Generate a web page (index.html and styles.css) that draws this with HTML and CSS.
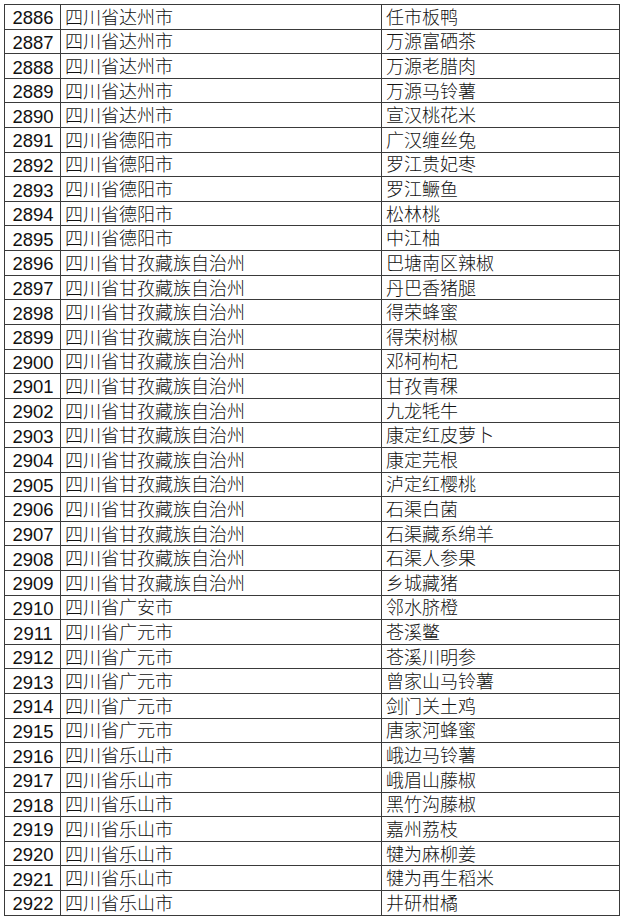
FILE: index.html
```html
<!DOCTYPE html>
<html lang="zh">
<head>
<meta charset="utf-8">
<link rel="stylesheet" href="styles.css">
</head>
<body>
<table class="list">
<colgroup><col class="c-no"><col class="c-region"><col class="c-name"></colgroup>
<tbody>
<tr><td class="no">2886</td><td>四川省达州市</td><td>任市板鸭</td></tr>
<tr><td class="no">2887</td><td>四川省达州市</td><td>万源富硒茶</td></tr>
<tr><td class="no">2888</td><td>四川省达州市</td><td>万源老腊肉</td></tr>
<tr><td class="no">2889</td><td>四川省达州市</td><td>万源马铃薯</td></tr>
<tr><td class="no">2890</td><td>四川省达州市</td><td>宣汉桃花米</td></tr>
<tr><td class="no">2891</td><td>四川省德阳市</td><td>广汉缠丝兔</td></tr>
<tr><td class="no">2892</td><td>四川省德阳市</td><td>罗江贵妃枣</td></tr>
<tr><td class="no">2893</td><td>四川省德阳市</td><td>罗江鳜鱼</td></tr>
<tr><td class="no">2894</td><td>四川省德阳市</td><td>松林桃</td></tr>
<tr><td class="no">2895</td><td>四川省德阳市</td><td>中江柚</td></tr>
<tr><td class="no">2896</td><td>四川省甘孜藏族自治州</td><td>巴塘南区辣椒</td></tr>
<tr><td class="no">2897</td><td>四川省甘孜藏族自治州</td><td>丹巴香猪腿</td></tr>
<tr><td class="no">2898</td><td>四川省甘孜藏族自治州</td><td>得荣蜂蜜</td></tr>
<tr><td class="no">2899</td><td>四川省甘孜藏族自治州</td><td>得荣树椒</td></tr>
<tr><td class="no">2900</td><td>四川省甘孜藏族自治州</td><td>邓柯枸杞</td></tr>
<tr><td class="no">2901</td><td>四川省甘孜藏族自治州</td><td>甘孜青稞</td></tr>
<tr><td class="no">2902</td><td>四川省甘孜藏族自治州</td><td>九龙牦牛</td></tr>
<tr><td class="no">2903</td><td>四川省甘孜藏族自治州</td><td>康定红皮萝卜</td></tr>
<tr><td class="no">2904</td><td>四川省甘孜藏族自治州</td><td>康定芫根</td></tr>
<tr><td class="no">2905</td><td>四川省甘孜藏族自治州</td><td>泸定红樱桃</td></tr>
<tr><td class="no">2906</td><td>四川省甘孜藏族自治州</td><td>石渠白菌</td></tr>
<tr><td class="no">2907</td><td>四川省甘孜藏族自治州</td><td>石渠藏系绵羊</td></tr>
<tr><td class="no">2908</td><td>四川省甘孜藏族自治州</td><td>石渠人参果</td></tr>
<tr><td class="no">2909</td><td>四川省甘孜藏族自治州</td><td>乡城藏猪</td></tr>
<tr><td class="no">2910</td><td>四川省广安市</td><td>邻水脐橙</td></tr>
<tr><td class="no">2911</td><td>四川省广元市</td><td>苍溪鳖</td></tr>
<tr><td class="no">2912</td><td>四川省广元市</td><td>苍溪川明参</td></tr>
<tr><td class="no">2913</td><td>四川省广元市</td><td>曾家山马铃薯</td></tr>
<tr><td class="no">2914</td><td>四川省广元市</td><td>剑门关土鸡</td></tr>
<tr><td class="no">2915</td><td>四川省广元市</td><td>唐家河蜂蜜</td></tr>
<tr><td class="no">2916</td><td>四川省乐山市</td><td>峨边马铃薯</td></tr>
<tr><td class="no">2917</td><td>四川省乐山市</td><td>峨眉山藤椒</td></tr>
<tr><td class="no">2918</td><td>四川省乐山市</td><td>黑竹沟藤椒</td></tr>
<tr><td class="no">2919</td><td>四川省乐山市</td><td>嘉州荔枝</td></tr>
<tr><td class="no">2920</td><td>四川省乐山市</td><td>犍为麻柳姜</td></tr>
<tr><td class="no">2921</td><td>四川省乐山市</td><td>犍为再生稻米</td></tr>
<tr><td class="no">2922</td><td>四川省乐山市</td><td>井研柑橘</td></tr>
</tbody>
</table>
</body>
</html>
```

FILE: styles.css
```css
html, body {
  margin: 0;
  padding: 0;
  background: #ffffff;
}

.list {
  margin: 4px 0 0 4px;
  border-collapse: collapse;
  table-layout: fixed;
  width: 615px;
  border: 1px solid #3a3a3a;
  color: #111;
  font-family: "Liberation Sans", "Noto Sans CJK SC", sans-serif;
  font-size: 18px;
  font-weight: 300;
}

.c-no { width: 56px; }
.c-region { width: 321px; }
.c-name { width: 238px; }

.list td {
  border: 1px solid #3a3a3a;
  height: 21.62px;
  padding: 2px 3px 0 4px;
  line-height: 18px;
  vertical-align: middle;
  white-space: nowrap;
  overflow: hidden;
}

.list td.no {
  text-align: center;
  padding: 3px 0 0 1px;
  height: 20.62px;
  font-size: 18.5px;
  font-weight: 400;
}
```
_____
■ **EXERCISE GOAL**
Copy the material exactly. Do not include the pictures.

■ **RESULT OF THE EXERCISE**
Generate a web page (index.html and styles.css) that draws this with HTML and CSS.
FILE: index.html
```html
<!DOCTYPE html>
<html lang="zh">
<head>
<meta charset="utf-8">
<link rel="stylesheet" href="styles.css">
</head>
<body>
<table class="list">
<colgroup><col class="c-no"><col class="c-region"><col class="c-name"></colgroup>
<tbody>
<tr><td class="no">2886</td><td>四川省达州市</td><td>任市板鸭</td></tr>
<tr><td class="no">2887</td><td>四川省达州市</td><td>万源富硒茶</td></tr>
<tr><td class="no">2888</td><td>四川省达州市</td><td>万源老腊肉</td></tr>
<tr><td class="no">2889</td><td>四川省达州市</td><td>万源马铃薯</td></tr>
<tr><td class="no">2890</td><td>四川省达州市</td><td>宣汉桃花米</td></tr>
<tr><td class="no">2891</td><td>四川省德阳市</td><td>广汉缠丝兔</td></tr>
<tr><td class="no">2892</td><td>四川省德阳市</td><td>罗江贵妃枣</td></tr>
<tr><td class="no">2893</td><td>四川省德阳市</td><td>罗江鳜鱼</td></tr>
<tr><td class="no">2894</td><td>四川省德阳市</td><td>松林桃</td></tr>
<tr><td class="no">2895</td><td>四川省德阳市</td><td>中江柚</td></tr>
<tr><td class="no">2896</td><td>四川省甘孜藏族自治州</td><td>巴塘南区辣椒</td></tr>
<tr><td class="no">2897</td><td>四川省甘孜藏族自治州</td><td>丹巴香猪腿</td></tr>
<tr><td class="no">2898</td><td>四川省甘孜藏族自治州</td><td>得荣蜂蜜</td></tr>
<tr><td class="no">2899</td><td>四川省甘孜藏族自治州</td><td>得荣树椒</td></tr>
<tr><td class="no">2900</td><td>四川省甘孜藏族自治州</td><td>邓柯枸杞</td></tr>
<tr><td class="no">2901</td><td>四川省甘孜藏族自治州</td><td>甘孜青稞</td></tr>
<tr><td class="no">2902</td><td>四川省甘孜藏族自治州</td><td>九龙牦牛</td></tr>
<tr><td class="no">2903</td><td>四川省甘孜藏族自治州</td><td>康定红皮萝卜</td></tr>
<tr><td class="no">2904</td><td>四川省甘孜藏族自治州</td><td>康定芫根</td></tr>
<tr><td class="no">2905</td><td>四川省甘孜藏族自治州</td><td>泸定红樱桃</td></tr>
<tr><td class="no">2906</td><td>四川省甘孜藏族自治州</td><td>石渠白菌</td></tr>
<tr><td class="no">2907</td><td>四川省甘孜藏族自治州</td><td>石渠藏系绵羊</td></tr>
<tr><td class="no">2908</td><td>四川省甘孜藏族自治州</td><td>石渠人参果</td></tr>
<tr><td class="no">2909</td><td>四川省甘孜藏族自治州</td><td>乡城藏猪</td></tr>
<tr><td class="no">2910</td><td>四川省广安市</td><td>邻水脐橙</td></tr>
<tr><td class="no">2911</td><td>四川省广元市</td><td>苍溪鳖</td></tr>
<tr><td class="no">2912</td><td>四川省广元市</td><td>苍溪川明参</td></tr>
<tr><td class="no">2913</td><td>四川省广元市</td><td>曾家山马铃薯</td></tr>
<tr><td class="no">2914</td><td>四川省广元市</td><td>剑门关土鸡</td></tr>
<tr><td class="no">2915</td><td>四川省广元市</td><td>唐家河蜂蜜</td></tr>
<tr><td class="no">2916</td><td>四川省乐山市</td><td>峨边马铃薯</td></tr>
<tr><td class="no">2917</td><td>四川省乐山市</td><td>峨眉山藤椒</td></tr>
<tr><td class="no">2918</td><td>四川省乐山市</td><td>黑竹沟藤椒</td></tr>
<tr><td class="no">2919</td><td>四川省乐山市</td><td>嘉州荔枝</td></tr>
<tr><td class="no">2920</td><td>四川省乐山市</td><td>犍为麻柳姜</td></tr>
<tr><td class="no">2921</td><td>四川省乐山市</td><td>犍为再生稻米</td></tr>
<tr><td class="no">2922</td><td>四川省乐山市</td><td>井研柑橘</td></tr>
</tbody>
</table>
</body>
</html>
```

FILE: styles.css
```css
html, body {
  margin: 0;
  padding: 0;
  background: #ffffff;
}

.list {
  margin: 4px 0 0 4px;
  border-collapse: collapse;
  table-layout: fixed;
  width: 615px;
  border: 1px solid #3a3a3a;
  color: #111;
  font-family: "Liberation Sans", "Noto Sans CJK SC", sans-serif;
  font-size: 18px;
  font-weight: 300;
}

.c-no { width: 56px; }
.c-region { width: 321px; }
.c-name { width: 238px; }

.list td {
  border: 1px solid #3a3a3a;
  height: 21.62px;
  padding: 2px 3px 0 4px;
  line-height: 18px;
  vertical-align: middle;
  white-space: nowrap;
  overflow: hidden;
}

.list td.no {
  text-align: center;
  padding: 3px 0 0 1px;
  height: 20.62px;
  font-size: 18.5px;
  font-weight: 400;
}
```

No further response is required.